- _Directive_:
Copy out each line containing "React" from the entries below.

[Web page code records]
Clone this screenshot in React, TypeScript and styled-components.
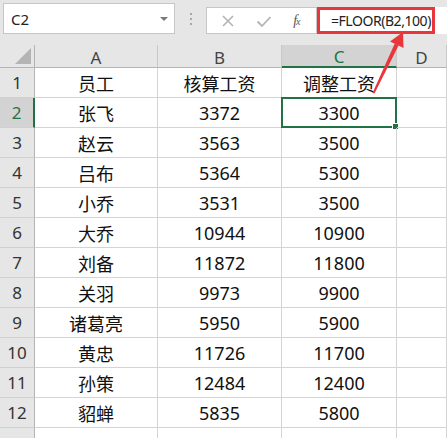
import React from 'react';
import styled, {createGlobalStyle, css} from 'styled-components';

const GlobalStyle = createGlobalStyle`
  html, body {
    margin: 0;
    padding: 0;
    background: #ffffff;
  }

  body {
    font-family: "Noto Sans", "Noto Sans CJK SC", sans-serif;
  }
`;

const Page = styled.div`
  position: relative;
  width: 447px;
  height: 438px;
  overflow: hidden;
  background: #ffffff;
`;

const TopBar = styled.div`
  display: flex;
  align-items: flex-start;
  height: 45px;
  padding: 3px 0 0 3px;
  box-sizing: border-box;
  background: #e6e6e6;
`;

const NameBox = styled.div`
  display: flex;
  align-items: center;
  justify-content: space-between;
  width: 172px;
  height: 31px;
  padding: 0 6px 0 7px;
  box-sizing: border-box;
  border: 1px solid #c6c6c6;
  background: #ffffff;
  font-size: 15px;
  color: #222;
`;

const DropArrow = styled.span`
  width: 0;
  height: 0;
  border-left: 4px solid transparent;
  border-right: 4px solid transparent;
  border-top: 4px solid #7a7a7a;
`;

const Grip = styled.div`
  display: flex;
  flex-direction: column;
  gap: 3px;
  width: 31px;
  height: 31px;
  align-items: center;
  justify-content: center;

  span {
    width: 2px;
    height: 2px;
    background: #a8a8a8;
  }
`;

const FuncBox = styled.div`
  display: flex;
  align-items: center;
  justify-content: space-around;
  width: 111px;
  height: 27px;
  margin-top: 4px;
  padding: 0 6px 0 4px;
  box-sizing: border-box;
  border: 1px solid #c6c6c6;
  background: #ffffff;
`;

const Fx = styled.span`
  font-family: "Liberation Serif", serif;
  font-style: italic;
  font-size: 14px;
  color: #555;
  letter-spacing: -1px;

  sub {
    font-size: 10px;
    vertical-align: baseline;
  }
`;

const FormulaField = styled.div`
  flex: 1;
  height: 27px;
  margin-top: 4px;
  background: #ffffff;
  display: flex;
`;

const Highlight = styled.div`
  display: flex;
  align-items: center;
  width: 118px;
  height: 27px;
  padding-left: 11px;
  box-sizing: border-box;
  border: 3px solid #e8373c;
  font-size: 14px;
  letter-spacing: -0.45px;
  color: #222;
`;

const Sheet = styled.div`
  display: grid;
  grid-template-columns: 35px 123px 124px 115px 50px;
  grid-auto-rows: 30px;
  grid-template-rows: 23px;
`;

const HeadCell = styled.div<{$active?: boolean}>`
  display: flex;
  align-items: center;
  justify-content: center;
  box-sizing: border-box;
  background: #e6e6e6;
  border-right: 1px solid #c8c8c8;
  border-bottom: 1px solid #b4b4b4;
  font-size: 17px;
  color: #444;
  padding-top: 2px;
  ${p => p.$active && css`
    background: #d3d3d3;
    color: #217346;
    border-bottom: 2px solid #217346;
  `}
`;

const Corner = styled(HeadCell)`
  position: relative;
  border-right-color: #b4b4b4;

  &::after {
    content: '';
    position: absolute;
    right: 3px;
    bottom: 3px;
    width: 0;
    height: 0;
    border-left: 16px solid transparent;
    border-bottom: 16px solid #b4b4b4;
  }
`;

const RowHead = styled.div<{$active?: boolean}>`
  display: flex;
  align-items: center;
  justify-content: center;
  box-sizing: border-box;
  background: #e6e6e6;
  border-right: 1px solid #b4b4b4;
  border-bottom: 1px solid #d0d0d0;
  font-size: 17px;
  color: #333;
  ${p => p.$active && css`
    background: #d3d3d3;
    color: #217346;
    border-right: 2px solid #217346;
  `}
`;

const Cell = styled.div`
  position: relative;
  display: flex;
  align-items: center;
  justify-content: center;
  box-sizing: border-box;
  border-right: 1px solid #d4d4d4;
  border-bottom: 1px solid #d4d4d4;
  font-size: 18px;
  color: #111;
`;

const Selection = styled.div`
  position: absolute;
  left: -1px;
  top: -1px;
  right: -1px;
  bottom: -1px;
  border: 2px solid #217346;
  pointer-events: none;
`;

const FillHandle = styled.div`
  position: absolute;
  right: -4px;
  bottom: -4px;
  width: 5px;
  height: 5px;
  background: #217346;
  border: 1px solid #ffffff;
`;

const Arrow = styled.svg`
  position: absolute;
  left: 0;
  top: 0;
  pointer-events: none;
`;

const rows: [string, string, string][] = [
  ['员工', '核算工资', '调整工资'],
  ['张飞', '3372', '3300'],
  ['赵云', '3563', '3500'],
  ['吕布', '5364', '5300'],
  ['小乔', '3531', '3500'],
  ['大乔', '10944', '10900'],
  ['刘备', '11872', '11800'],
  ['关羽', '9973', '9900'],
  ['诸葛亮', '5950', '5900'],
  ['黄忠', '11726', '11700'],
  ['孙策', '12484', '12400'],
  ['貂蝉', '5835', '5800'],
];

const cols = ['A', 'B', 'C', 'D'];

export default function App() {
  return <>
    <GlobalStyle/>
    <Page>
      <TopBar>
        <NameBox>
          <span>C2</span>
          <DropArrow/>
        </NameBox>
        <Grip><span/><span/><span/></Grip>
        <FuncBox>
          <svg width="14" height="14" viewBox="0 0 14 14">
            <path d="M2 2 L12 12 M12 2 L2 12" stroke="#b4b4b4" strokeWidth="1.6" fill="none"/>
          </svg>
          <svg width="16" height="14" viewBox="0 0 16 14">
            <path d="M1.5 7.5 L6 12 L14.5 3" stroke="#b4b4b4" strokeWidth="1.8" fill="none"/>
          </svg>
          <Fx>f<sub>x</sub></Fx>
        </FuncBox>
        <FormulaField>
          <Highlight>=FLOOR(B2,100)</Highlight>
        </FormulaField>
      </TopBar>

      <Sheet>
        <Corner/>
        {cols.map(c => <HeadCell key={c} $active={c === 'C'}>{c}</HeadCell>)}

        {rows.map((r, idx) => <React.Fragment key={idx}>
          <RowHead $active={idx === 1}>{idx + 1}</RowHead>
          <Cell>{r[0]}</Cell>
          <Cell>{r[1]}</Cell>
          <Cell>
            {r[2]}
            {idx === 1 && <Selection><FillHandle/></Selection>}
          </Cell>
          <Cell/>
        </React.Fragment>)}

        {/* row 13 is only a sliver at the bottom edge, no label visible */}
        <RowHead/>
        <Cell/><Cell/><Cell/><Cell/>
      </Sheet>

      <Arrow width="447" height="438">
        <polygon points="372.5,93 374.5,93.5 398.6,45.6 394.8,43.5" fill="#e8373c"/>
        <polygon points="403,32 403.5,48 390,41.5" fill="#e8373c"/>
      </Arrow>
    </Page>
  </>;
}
--
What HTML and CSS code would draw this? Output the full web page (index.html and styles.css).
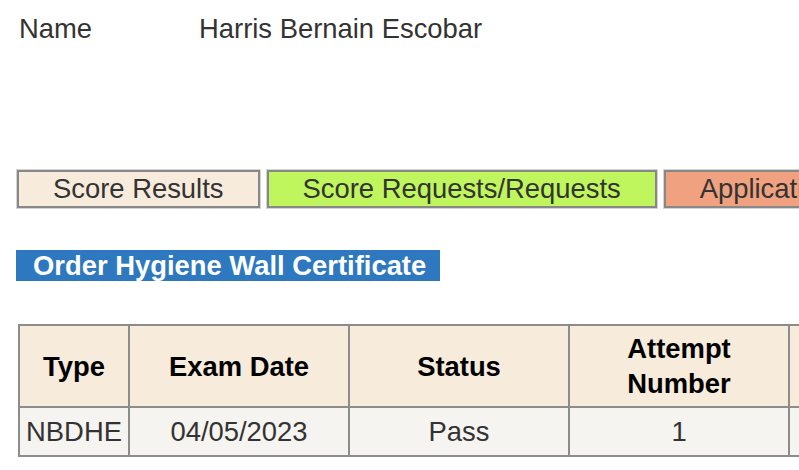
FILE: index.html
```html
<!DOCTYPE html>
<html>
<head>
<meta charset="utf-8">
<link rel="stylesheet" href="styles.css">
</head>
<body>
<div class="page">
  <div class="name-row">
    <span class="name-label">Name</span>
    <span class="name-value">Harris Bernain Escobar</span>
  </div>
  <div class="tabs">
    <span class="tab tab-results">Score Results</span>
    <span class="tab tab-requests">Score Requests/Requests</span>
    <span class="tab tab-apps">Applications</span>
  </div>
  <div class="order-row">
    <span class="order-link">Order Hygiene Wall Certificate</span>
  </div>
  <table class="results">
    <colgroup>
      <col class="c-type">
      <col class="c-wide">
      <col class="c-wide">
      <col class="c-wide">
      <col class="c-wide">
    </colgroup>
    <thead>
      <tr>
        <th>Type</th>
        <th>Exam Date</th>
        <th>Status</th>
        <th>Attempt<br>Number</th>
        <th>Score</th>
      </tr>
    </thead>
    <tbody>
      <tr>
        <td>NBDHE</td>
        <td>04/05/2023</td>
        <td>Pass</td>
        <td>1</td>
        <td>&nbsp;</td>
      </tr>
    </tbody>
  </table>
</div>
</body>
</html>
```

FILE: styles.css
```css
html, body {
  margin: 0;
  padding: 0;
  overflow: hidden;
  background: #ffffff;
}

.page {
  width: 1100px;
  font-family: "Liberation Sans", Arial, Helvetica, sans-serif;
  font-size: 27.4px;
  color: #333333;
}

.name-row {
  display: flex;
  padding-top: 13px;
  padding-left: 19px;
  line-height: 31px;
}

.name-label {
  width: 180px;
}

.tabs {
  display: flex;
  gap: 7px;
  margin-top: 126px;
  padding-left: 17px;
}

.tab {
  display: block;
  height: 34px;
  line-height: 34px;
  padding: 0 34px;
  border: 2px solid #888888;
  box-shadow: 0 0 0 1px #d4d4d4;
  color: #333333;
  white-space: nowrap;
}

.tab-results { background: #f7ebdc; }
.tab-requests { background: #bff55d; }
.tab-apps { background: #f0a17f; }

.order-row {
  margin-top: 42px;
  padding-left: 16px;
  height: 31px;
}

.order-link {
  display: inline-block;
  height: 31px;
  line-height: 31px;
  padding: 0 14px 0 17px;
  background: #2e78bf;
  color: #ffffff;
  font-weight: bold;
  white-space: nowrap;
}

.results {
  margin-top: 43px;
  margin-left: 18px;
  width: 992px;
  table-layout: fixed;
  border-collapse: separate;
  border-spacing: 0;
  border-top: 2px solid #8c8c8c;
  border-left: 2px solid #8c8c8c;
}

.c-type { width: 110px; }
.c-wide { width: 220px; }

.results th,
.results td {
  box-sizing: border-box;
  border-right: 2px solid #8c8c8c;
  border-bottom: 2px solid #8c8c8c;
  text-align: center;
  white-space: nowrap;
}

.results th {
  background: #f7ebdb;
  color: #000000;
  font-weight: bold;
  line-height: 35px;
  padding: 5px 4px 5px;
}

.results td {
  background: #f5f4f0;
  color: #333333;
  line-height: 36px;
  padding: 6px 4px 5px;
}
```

- _Reply to the exercise_:
Clone this screenshot in React, TypeScript and styled-components.
import React from 'react';
        {rows.map((r, idx) => <React.Fragment key={idx}>
        </React.Fragment>)}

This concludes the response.